The Statue of Liberty, originally known as Liberty Enlightening the World, standing 305 feet and 6 inches tall and weighing in at 225 tons of copper, welcomes those entering New York Harbor with a seven pointed crown (one point for each continent), a torch, a tablet (inscribed with the date July 4, 1776) and broken shackles at her feet, representing freedom and democracy in the face of oppression and tyranny.

In 1886, Lady Liberty first lifted her torch to welcome those coming to the United States in search of a better life. As a gift from the French to celebrate the 100th anniversary of the Declaration of Independence, Frederic Auguste Bartholdi designed the statue based on an idea suggested by Edouard de Laboulaye in 1865.

This gift represented the relationship between the two countries that helped gain the United States freedom and democracy during the American Revolution. Bartholdi discovered Bedloe’s Island in New York Harbor as the perfect place for the monument. Conveniently enough, about a half a mile away from Bedloe’s Island is Ellis Island.

In 1890, Ellis Island was designated as the first federal immigration station by President Harrison. Between 1892 and 1954, over 12 million immigrants entered the United States through Ellis Island. Many wars to reclaim land and establish countries and empires such as the Franco-Prussian War occurred in the late 1800s while World War I and World War II and the effects of these wars dominated life for the better part of the 20th century. Twelve million people were leaving their homes and everything they had known due to political instability, restrictive religious laws and deteriorating economic conditions.

Today, it would seem as though we are back in a similar situation. In 2015, 63.5 million people were displaced worldwide. Immigrants and refugees from places like the Middle East and North Africa are fleeing civil war, hatred and oppression of various forms. There are threats of terror, acts of violence and ignorance to many issues, which allows their perpetuation. To make everything seemingly worse, there has been a ban placed to keep people from coming into the United States to seek refuge.

There’s a lot of debate over this ban, even whether or not it is a ban (but the President called it a ban before this debate even started, so I think it’s a ban). However, while everyone is debating, there’s one thing a lot of people have forgotten. Among the anger, hatred, and fear, we have forgotten that those seeking refuge are people. They are people looking for safety. They are people looking for a new life. They are people seeking access to basic human rights, and human rights cannot have borders or walls or bans forced upon them by an executive order.

I’m not suggesting that the system that was used at the end of the 19th century and into the 20th to admit immigrants into the United States was perfect nor am I suggesting that we let anyone and everyone into the United States today. However, before we ban people and force stereotypes upon them, I think we should remember the Statue of Liberty.

On the pedestal of the monument, “The New Colossus” by Emma Lazarus reminds us of how we became the nation we are today: a nation of immigrants and refugees of war and oppression. With this poem, we are reminded that we welcomed the tired, the poor and the huddled masses. We welcomed those without a home. Many of our relatives, mine included, have likely passed through New York Harbor.

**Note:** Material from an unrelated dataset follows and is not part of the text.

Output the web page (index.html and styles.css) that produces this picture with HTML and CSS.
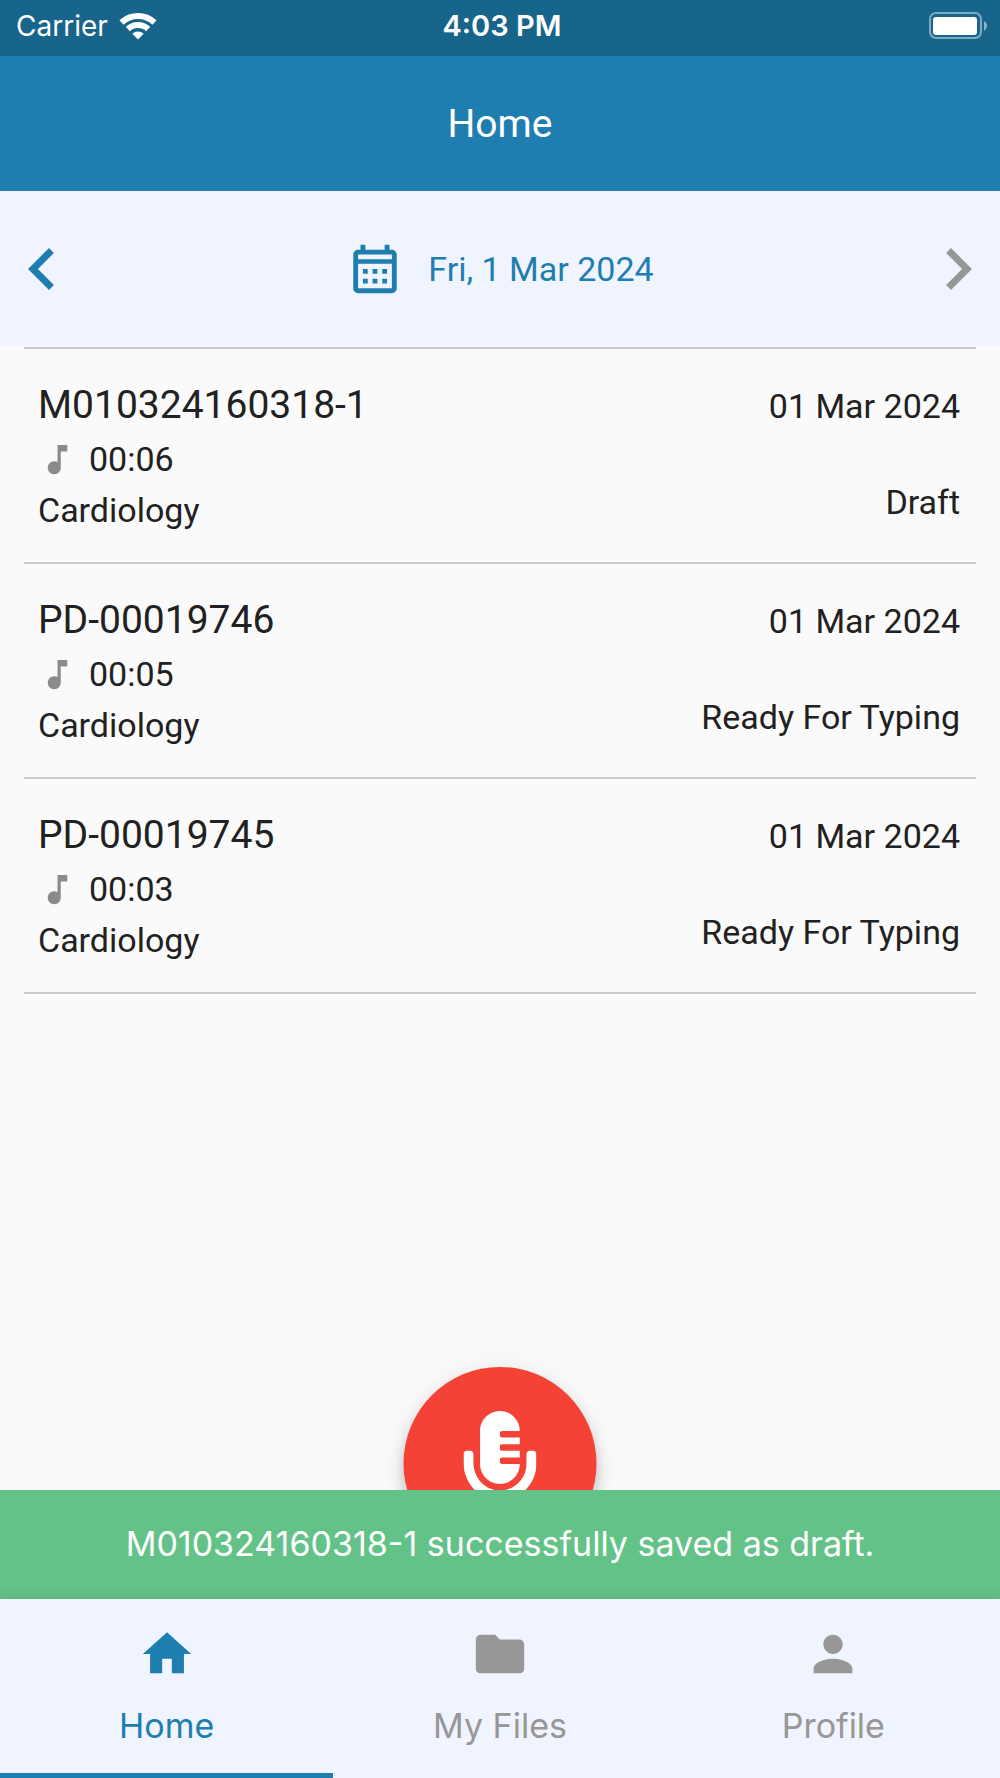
FILE: index.html
```html
<!DOCTYPE html>
<html lang="en">

<head>
    <meta charset="UTF-8">
    <meta name="viewport" content="width=device-width, initial-scale=1.0">
    <title>Home</title>
    <link rel="stylesheet" href="styles.css">
</head>

<body>
    <div class="status-bar">
        <div class="carrier">
            <span>Carrier</span>
            <svg class="wifi" viewBox="0 0 38 28">
                <g fill="none" stroke="#fff" stroke-width="6">
                    <path d="M2.5 10.5a24 24 0 0 1 33 0"/>
                    <path d="M8.8 17a15 15 0 0 1 20.4 0"/>
                </g>
                <path fill="#fff" d="M13.3 21.8a8.5 8.5 0 0 1 11.4 0L19 27.5z"/>
            </svg>
        </div>
        <span class="clock">4:03 PM</span>
        <svg class="battery" viewBox="0 0 60 28">
            <rect x="2" y="1" width="51" height="25" rx="6" fill="none" stroke="#fff" stroke-opacity="0.45" stroke-width="2"/>
            <rect x="5" y="5" width="44" height="18" rx="3" fill="#fff"/>
            <path d="M56 9c4 2 4 7 0 10z" fill="#fff" fill-opacity="0.5"/>
        </svg>
    </div>

    <header class="app-bar">
        <h1>Home</h1>
    </header>

    <div class="date-bar">
        <button type="button" class="arrow" aria-label="Previous day">
            <svg viewBox="0 0 24 24"><path d="M15.41 7.41L14 6l-6 6 6 6 1.41-1.41L10.83 12z"/></svg>
        </button>
        <button type="button" class="date">
            <svg viewBox="0 0 24 24"><path d="M19 4h-1V2h-2v2H8V2H6v2H5c-1.11 0-1.99.9-1.99 2L3 20c0 1.1.89 2 2 2h14c1.1 0 2-.9 2-2V6c0-1.1-.9-2-2-2zm0 16H5V9.8h14V20zm0-12H5V6h14v2zM9 14H7v-2h2v2zm4 0h-2v-2h2v2zm4 0h-2v-2h2v2zm-8 4H7v-2h2v2zm4 0h-2v-2h2v2zm4 0h-2v-2h2v2z"/></svg>
            <span>Fri, 1 Mar 2024</span>
        </button>
        <button type="button" class="arrow" aria-label="Next day" disabled>
            <svg viewBox="0 0 24 24"><path d="M10 6L8.59 7.41 13.17 12l-4.58 4.59L10 18l6-6z"/></svg>
        </button>
    </div>

    <main>
        <ul class="files">
            <li>
                <div class="info">
                    <h2>M010324160318-1</h2>
                    <p class="length">
                        <svg viewBox="0 0 24 24"><path d="M12 3v10.55c-.59-.34-1.27-.55-2-.55-2.21 0-4 1.79-4 4s1.79 4 4 4 4-1.79 4-4V7h4V3h-6z"/></svg>
                        00:06
                    </p>
                    <p class="department">Cardiology</p>
                </div>
                <div class="state">
                    <p>01 Mar 2024</p>
                    <p>Draft</p>
                </div>
            </li>
            <li>
                <div class="info">
                    <h2>PD-00019746</h2>
                    <p class="length">
                        <svg viewBox="0 0 24 24"><path d="M12 3v10.55c-.59-.34-1.27-.55-2-.55-2.21 0-4 1.79-4 4s1.79 4 4 4 4-1.79 4-4V7h4V3h-6z"/></svg>
                        00:05
                    </p>
                    <p class="department">Cardiology</p>
                </div>
                <div class="state">
                    <p>01 Mar 2024</p>
                    <p>Ready For Typing</p>
                </div>
            </li>
            <li>
                <div class="info">
                    <h2>PD-00019745</h2>
                    <p class="length">
                        <svg viewBox="0 0 24 24"><path d="M12 3v10.55c-.59-.34-1.27-.55-2-.55-2.21 0-4 1.79-4 4s1.79 4 4 4 4-1.79 4-4V7h4V3h-6z"/></svg>
                        00:03
                    </p>
                    <p class="department">Cardiology</p>
                </div>
                <div class="state">
                    <p>01 Mar 2024</p>
                    <p>Ready For Typing</p>
                </div>
            </li>
        </ul>

        <button type="button" class="record" aria-label="Record">
            <svg viewBox="0 0 352 512"><path d="M336 192h-16c-8.84 0-16 7.16-16 16v48c0 74.8-64.49 134.82-140.79 127.38C96.71 376.89 48 317.11 48 250.3V208c0-8.84-7.16-16-16-16H16c-8.84 0-16 7.16-16 16v40.16c0 89.64 63.97 169.55 152 181.69V464H96c-8.84 0-16 7.16-16 16v16c0 8.84 7.16 16 16 16h160c8.84 0 16-7.16 16-16v-16c0-8.84-7.16-16-16-16h-56v-33.77C285.71 418.47 352 344.9 352 256v-48c0-8.84-7.16-16-16-16zM176 352c53.02 0 96-42.98 96-96h-85.33c-5.89 0-10.67-3.58-10.67-8v-16c0-4.42 4.78-8 10.67-8H272v-32h-85.33c-5.89 0-10.67-3.58-10.67-8v-16c0-4.42 4.78-8 10.67-8H272v-32h-85.33c-5.89 0-10.67-3.58-10.67-8v-16c0-4.42 4.78-8 10.67-8H272c0-53.02-42.98-96-96-96S80 42.98 80 96v160c0 53.02 42.98 96 96 96z"/></svg>
        </button>
    </main>

    <div class="snackbar" role="status">M010324160318-1 successfully saved as draft.</div>

    <nav class="tabs">
        <a href="#home" class="active">
            <svg viewBox="0 0 24 24"><path d="M10 20v-6h4v6h5v-8h3L12 3 2 12h3v8z"/></svg>
            <span>Home</span>
        </a>
        <a href="#files">
            <svg viewBox="0 0 24 24"><path d="M10 4H4c-1.1 0-1.99.9-1.99 2L2 18c0 1.1.9 2 2 2h16c1.1 0 2-.9 2-2V8c0-1.1-.9-2-2-2h-8l-2-2z"/></svg>
            <span>My Files</span>
        </a>
        <a href="#profile">
            <svg viewBox="0 0 24 24"><path d="M12 12c2.21 0 4-1.79 4-4s-1.79-4-4-4-4 1.79-4 4 1.79 4 4 4zm0 2c-2.67 0-8 1.34-8 4v2h16v-2c0-2.66-5.33-4-8-4z"/></svg>
            <span>Profile</span>
        </a>
    </nav>
</body>

</html>
```

FILE: styles.css
```css
* {
    box-sizing: border-box;
}

body {
    margin: 0;
    min-height: 100vh;
    display: flex;
    flex-direction: column;
    font-family: Roboto, sans-serif;
    font-size: 34px;
    color: #212121;
    background-color: #fafafa;
}

h1, h2, p, ul {
    margin: 0;
    padding: 0;
    font-weight: 400;
}

button {
    padding: 0;
    border: none;
    background: none;
    font: inherit;
    color: inherit;
    cursor: pointer;
}

svg {
    display: block;
    fill: currentColor;
}

/* status bar */
.status-bar {
    display: grid;
    grid-template-columns: 1fr auto 1fr;
    align-items: center;
    height: 56px;
    padding: 0 12px 5px 16px;
    font-family: Inter, sans-serif;
    font-size: 28px;
    color: #fff;
    background-color: #18658b;
}

.carrier {
    display: flex;
    align-items: center;
    gap: 11px;
}

.wifi {
    width: 38px;
    height: 28px;
}

.clock {
    font-size: 29px;
    font-weight: 600;
}

.battery {
    width: 60px;
    height: 28px;
    justify-self: end;
}

/* title */
.app-bar {
    display: flex;
    justify-content: center;
    align-items: center;
    height: 135px;
    color: #fff;
    background-color: #1f7eb0;
}

.app-bar h1 {
    font-size: 39px;
}

/* day picker */
.date-bar {
    display: flex;
    justify-content: space-between;
    align-items: center;
    height: 155px;
    color: #1f7eb0;
    background-color: #f0f4ff;
}

.arrow svg {
    width: 84px;
    height: 84px;
}

.arrow:disabled {
    color: #979797;
    cursor: default;
}

.date {
    display: flex;
    align-items: center;
    gap: 24px;
}

.date svg {
    width: 58px;
    height: 58px;
}

/* list */
main {
    flex: 1;
    position: relative;
    padding: 1px 24px 120px;
}

.files {
    list-style: none;
    border-top: 2px solid #cacaca;
}

.files li {
    display: flex;
    justify-content: space-between;
    padding: 30px 16px 29px 14px;
    border-bottom: 2px solid #cacaca;
}

.info h2 {
    font-size: 39px;
    line-height: 52px;
}

.length {
    display: flex;
    align-items: center;
    gap: 12px;
    line-height: 56px;
}

.length svg {
    width: 39px;
    height: 39px;
    color: #8b8b8b;
}

.department {
    line-height: 46px;
}

.state {
    display: flex;
    flex-direction: column;
    gap: 42px;
    text-align: right;
    line-height: 54px;
}

/* record button, partly under the snackbar */
.record {
    position: absolute;
    left: 50%;
    bottom: -70px;
    transform: translateX(-50%);
    display: flex;
    justify-content: center;
    align-items: center;
    width: 193px;
    height: 193px;
    border-radius: 50%;
    color: #fff;
    background-color: #f44336;
    box-shadow: 0 9px 14px rgba(0, 0, 0, 0.2), 0 4px 30px rgba(0, 0, 0, 0.08);
}

.record svg {
    height: 106px;
}

.snackbar {
    position: relative;
    padding: 32px 24px 33px;
    font-family: Inter, sans-serif;
    font-size: 34px;
    line-height: 44px;
    text-align: center;
    color: #fff;
    background-color: #63c287;
}

/* bottom tabs */
.tabs {
    position: relative;
    display: grid;
    grid-template-columns: repeat(3, 1fr);
    font-family: Inter, sans-serif;
    font-size: 34px;
    background-color: #f0f4ff;
    box-shadow: 0 0 12px rgba(0, 0, 0, 0.12);
}

.tabs a {
    display: flex;
    flex-direction: column;
    align-items: center;
    gap: 21px;
    padding: 26px 0 25px;
    line-height: 44px;
    color: #979797;
    text-decoration: none;
    border-bottom: 5px solid transparent;
}

.tabs a.active {
    color: #1f7eb0;
    border-bottom-color: #1f7eb0;
}

.tabs svg {
    width: 58px;
    height: 58px;
}
```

Lady Liberty herself reminds us of our history. It reminds us that we fought for democracy and freedom, which is not something that is solely exclusive to the United States. I encourage you to place yourselves in the shoes of the people who have been turned away throughout our history: Jewish people fleeing Europe during World War II, immigrants from Mexico and South America seeking security, refugees from Syria fleeing a civil war, and so many others seeking the asylum of democracy and freedom represented in New York Harbor. I encourage you to remember our history and our values as a nation. I encourage you to see the humanity of all people and to realize that we’re all just trying to make it.